Serum biomarkers in patients with hand-arm vibration injury and in controls

Hand-arm vibration injury is a well-known occupational disorder that affects many workers globally. The diagnosis is based mainly on quantitative psychophysical tests and medical history. Typical manifestations of hand-arm vibration injury entail episodes of finger blanching, Raynaud's phenomenon (RP) and sensorineural symptoms from affected nerve fibres and mechanoreceptors in the skin. Differences in serum levels of 17 different biomarkers between 92 patients with hand-arm vibration injury and 51 controls were analysed.
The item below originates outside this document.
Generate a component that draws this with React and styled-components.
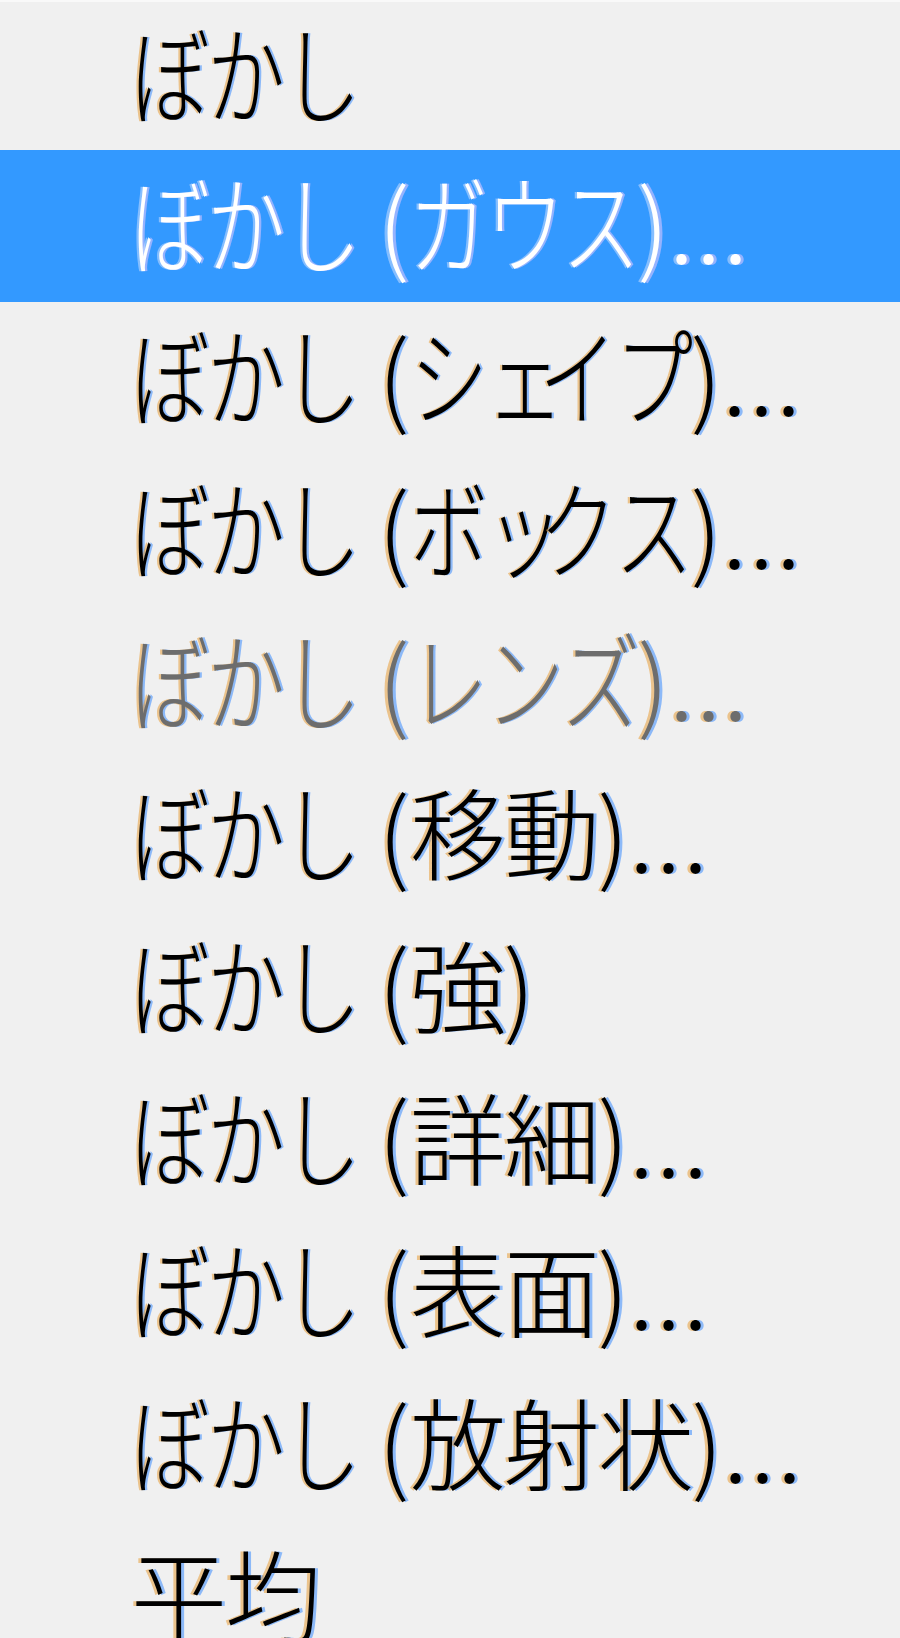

Patients with hand-arm vibration injury entailing RP and sensorineural manifestations showed elevated levels of biomarkers associated with endothelial injury or dysfunction, inflammation, vaso- or neuroprotective compensatory, or apoptotic mechanisms: intercellular adhesion molecule-1 (ICAM-1), monocyte chemoattractant protein-1 (MCP-1); thrombomodulin (TM), heat shock protein 27 (HSP27); von Willebrand factor, calcitonin gene-related peptide (CGRP) and caspase-3. This study adds important knowledge on pathophysiological mechanisms that can contribute to the implementation of a more objective method for diagnosis of hand-arm vibration injury.
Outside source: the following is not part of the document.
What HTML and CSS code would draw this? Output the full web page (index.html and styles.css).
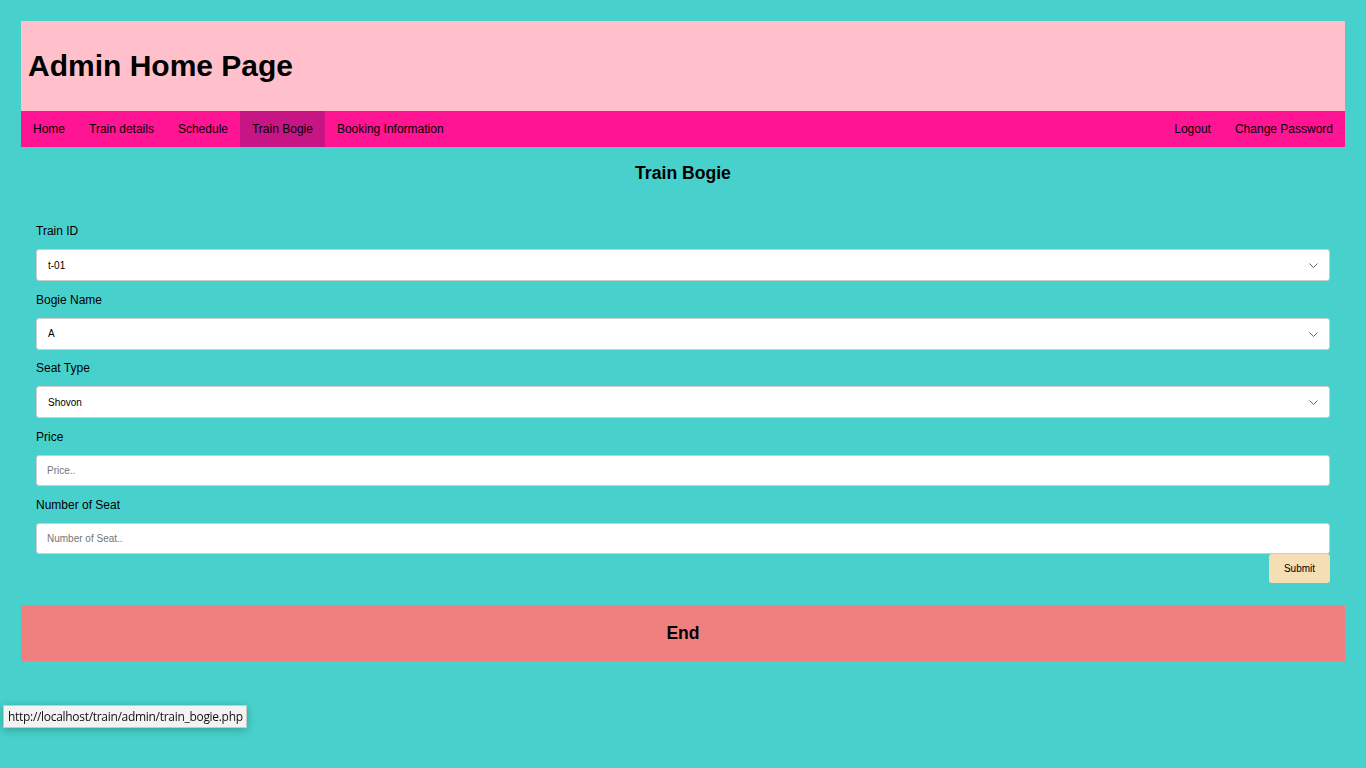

Effects on blood parameters from hand-arm vibrations exposure

Vibration exposure from handheld tools can affect the hands with neurological symptoms and vibration-induced Raynaud's phenomenon (VRP). The underlying pathophysiological mechanisms are not fully known, however, changes in the composition of blood parameters may contribute to VRP with an increase in blood viscosity and inflammatory response. The aim of this study was to examine the effect on blood parameters in capillary blood from fingers that had been exposed to a vibrating hand-held tool. This study involved nine healthy participants who had been exposed to vibration and an unexposed control group of six participants. Capillary blood samples were collected before and after vibration exposure for the exposed group, and repeated samples also from the control group. The exposed groups were exposed to vibration for a 15-min period or until they reached a 5.0 m/s² vibration dose. Analysis of blood status and differential counting of leucocytes was performed on the capillary blood samples. The results of the blood samples showed an increase in mean value for erythrocyte volume fraction (EVF), hemoglobin, red blood cell count, white blood cell count and neutrophils, as well as a decrease of mean cell volume, mean cell hemoglobin, and mean cell hemoglobin concentration. The increase of EVF and neutrophils was statistically significant for samples taken from the index finger but not the little finger. Even though the study was small it showed that an acute vibration exposure to the hands might increase EVF and neutrophilic granulocytes levels in the capillary blood taken from index fingers.